Thursday, July 16, 2009

In Harper Lee's To Kill a Mockingbird, what is the imprisonment of Scout Finch?

Based on Harper Lee's To Kill a Mockingbird, it can be said that one way in which Scout is imprisoned is through social restrictions. Since she is a girl, society, especially society in her time period, demands she behave in a certain way. Yet, Scout, being very independent, has her own views about how she wants to behave; she wants to behave as a tomboy.

We especially see Scout feeling imprisoned by society when she is around her Aunt Alexandra. Scout reports having quarrels with her aunt about her desires to wear overalls.
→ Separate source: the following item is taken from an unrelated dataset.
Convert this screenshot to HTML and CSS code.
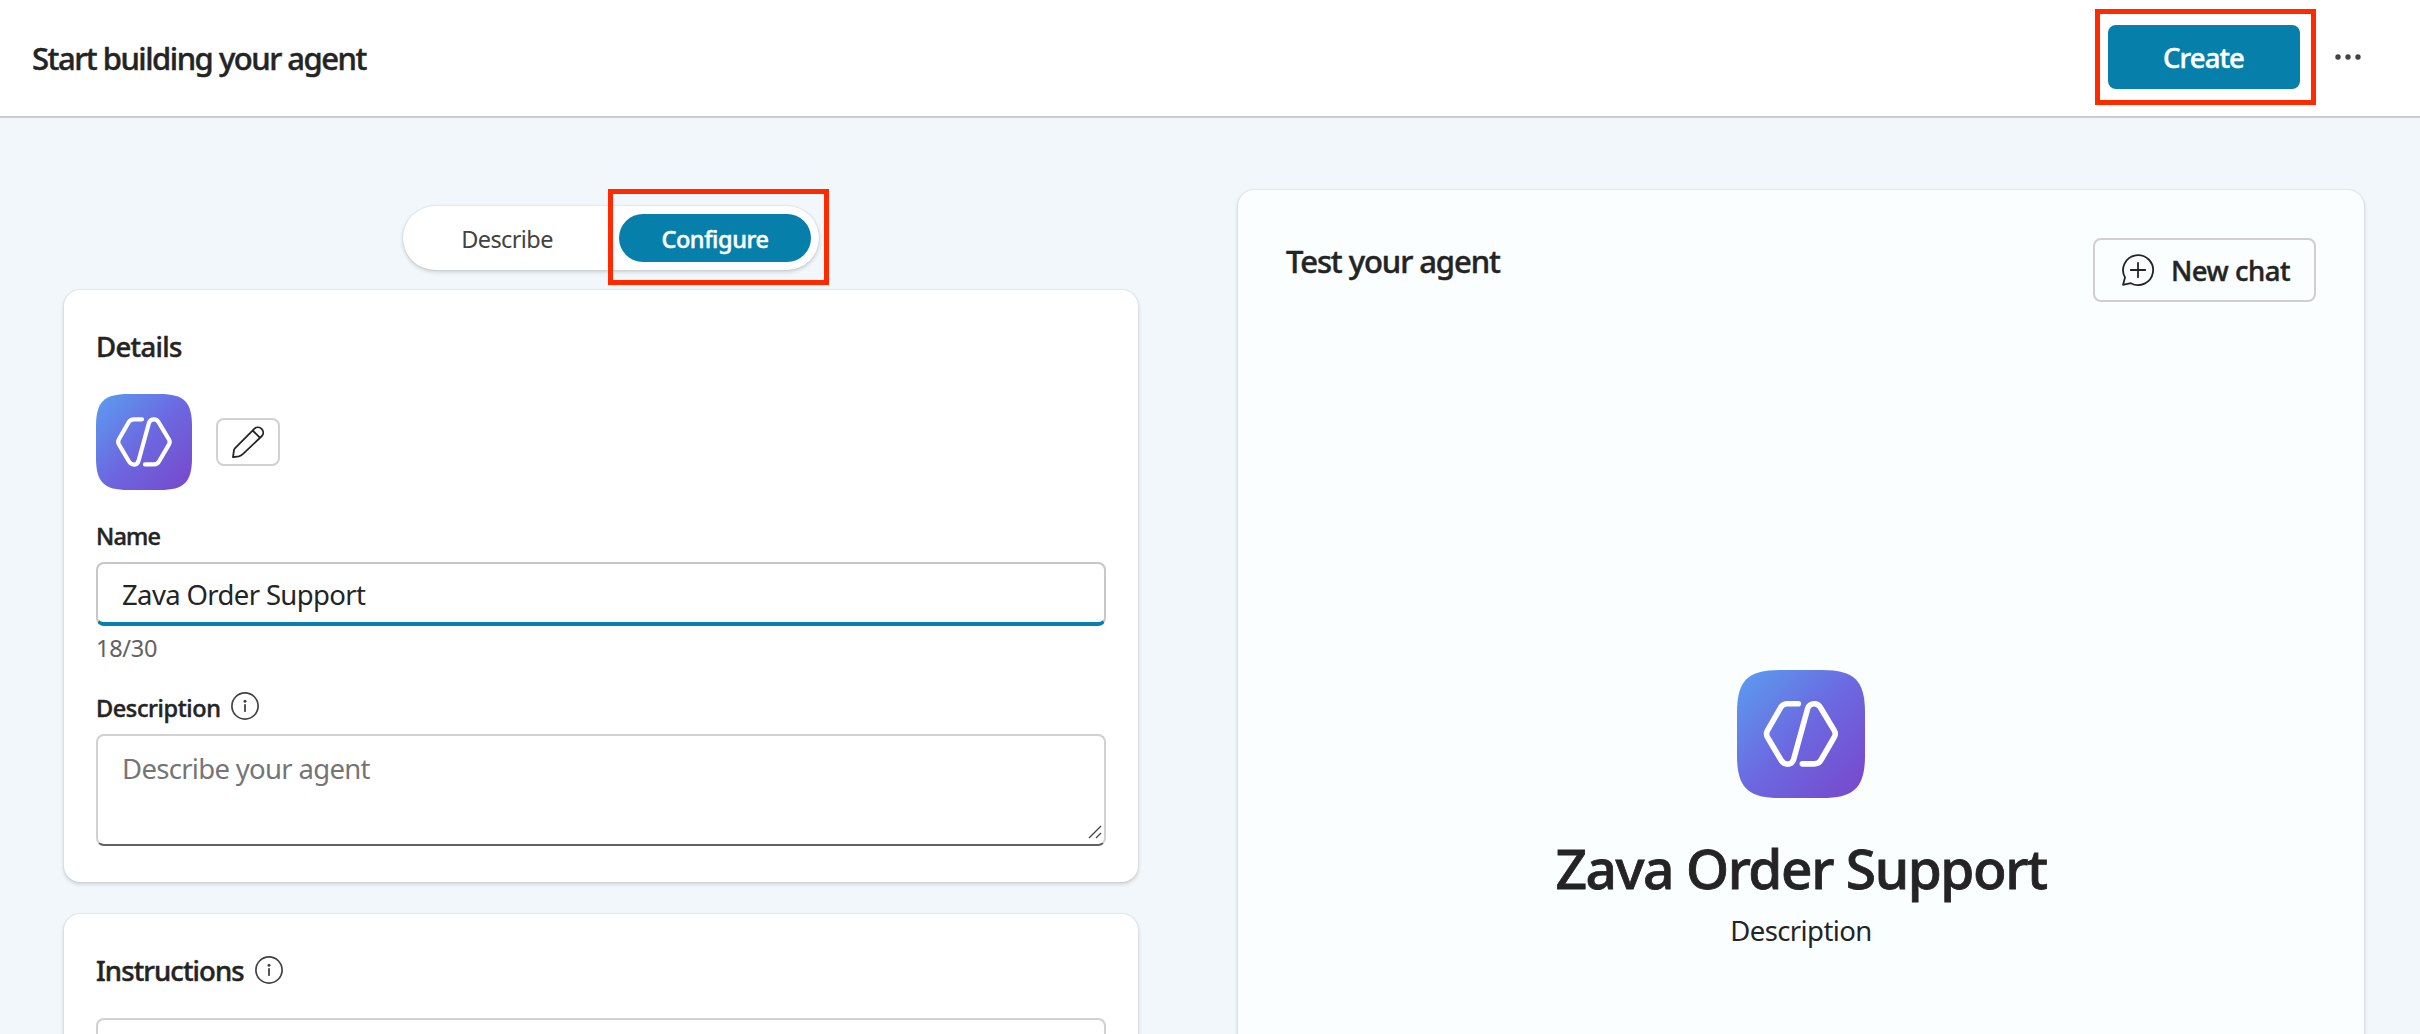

When Aunt Alexandra moves in with the Finches to help raise the children by providing feminine influence, at one point, when Scout hears Aunt Alexandra and her father quarreling, she fears they are quarreling about Scout's behavior. More specifically, she fears Aunt Alexandra is trying to lay down some laws about how Scout should be being raised to behave. Scout reflects her fears in the following:



Who was the "her" they were talking about? My heart sank: me. I felt the starched walls of a pink cotton penitentiary closing in on me, and for the second time in my life I thought of running away. Immediately. (Ch. 15)



Scout's reference to the "walls of a pink cotton penitentiary" shows us just how imprisoned Scout is by society's idea of her female role.